Thank you.
The New Brunswick union, headquartered in Fredericton, has about 8,500 members, about 7,000 of whom work in the public sector here in New Brunswick. We are the New Brunswick component of the National Union of Public and General Employees, the 360,000 member NUPGE. We have concerns about the effects of TPP on public services, both as users of the public services and as employees working to provide them.
First, it's that the agreement adopts a negative list approach, meaning that all services and investments are subject to the TPP's provisions unless specific reservations or exclusions are negotiated and identified in the country's specific sections.
Canada has negotiated a reservation in the area of social services, as well as aboriginal treaty rights and cultural industries, and in doing so, and I'm quoting from the text:
Canada retains the right to adopt or maintain a measure for supplying public law enforcement and correctional services as well as the following services to the extent that there are social services established or maintained for a public purpose—income security or insurance, social welfare, public education, public training, health, and child care.
While this appears to be a positive step, our issue is that the phrase “public purpose” is not defined within the text of the TPP. This is problematic, as all governments do not share interpretations of what constitutes a public service. Ultimately, it would be up to the arbitration program, with the dispute settlement, to build up a jurisprudence around what it is that public purpose means.
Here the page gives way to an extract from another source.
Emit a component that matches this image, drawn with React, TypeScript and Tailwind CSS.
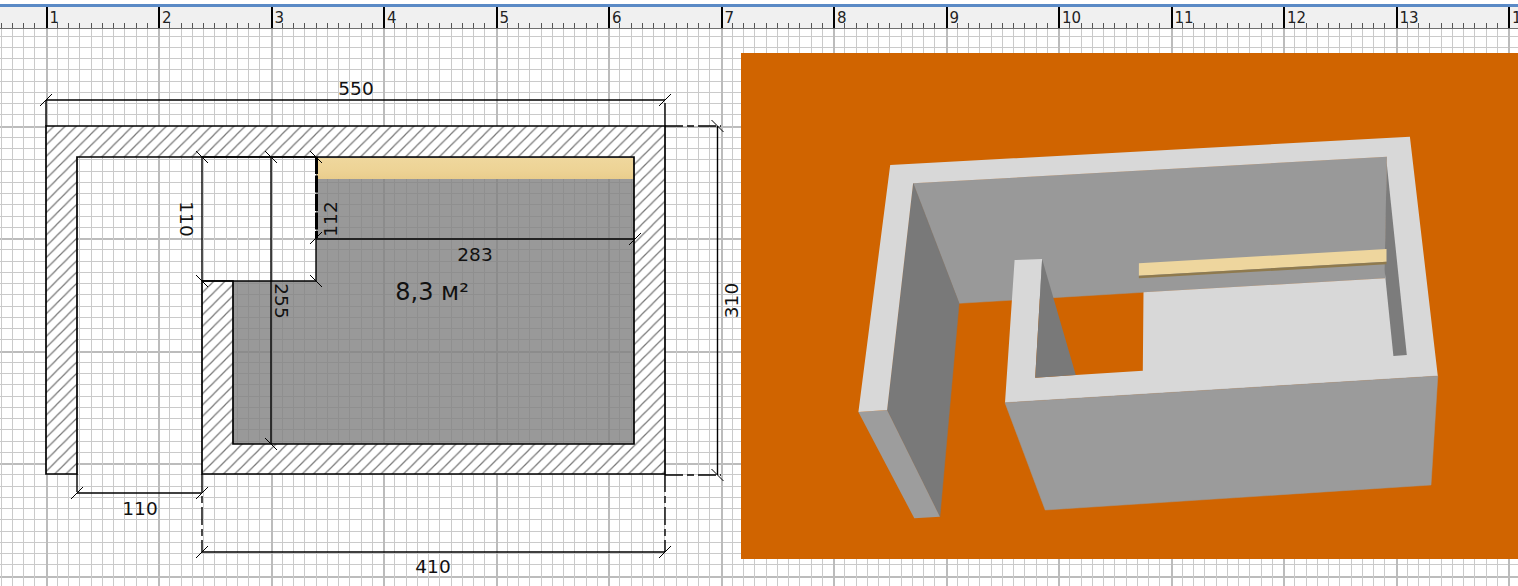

We could come to a time where we find the Canadian government and provincial governments constrained as to what they are permitted to do.
The annex also doesn't include various ancillary services that ensure the ongoing functioning of the social services that I mentioned. For example, in the area of health, it does not identify ancillary health services, such as cleaning services, maintenance and administration, as social services. Therefore, anything in that area would be subject to the TPP.
The negative list also means any unanticipated services that are deemed to serve a public purpose in the future will not be protected by the reservation, and will thus be subject to the provisions of the TPP, because they haven't been identified in the current text. Things that governments in Canada might want to provide as a public service in the future, that are unanticipated as of now because they don't exist yet, governments would be constrained in their ability to provide those services.
An additional concern linked to this is based on the standstill and the ratchet provisions of the TPP. The standstill provision is intended to create an irreversible minimum standard for liberalization through the exclusion of new or additional restrictions. According to this provision, governments are not allowed to implement new regulations or restrictions on trade and investment. Quite the opposite, governments are required to only move toward greater conformity with the provisions of the agreement. As an extension to this, the ratchet provisions prohibit governments from reversing any voluntary privatization efforts.
Not only does the standstill provision create a new standard of liberalization of trade and investment in services, but the ratchet provision prevents government from reducing privatization in the future. Perhaps even more troubling than the potential trend toward privatization is the fact that it will be irreversible. As a trade union, particularly one that has members working in the public service, it's natural that we would be opposed to privatization as a concept, but I think regardless of one's view of whether or not services are best delivered by the public sector or private sector, the irreversible nature of some of the rules here in the TPP around that should be bothersome to all of us, because it potentially constrains governments in the future.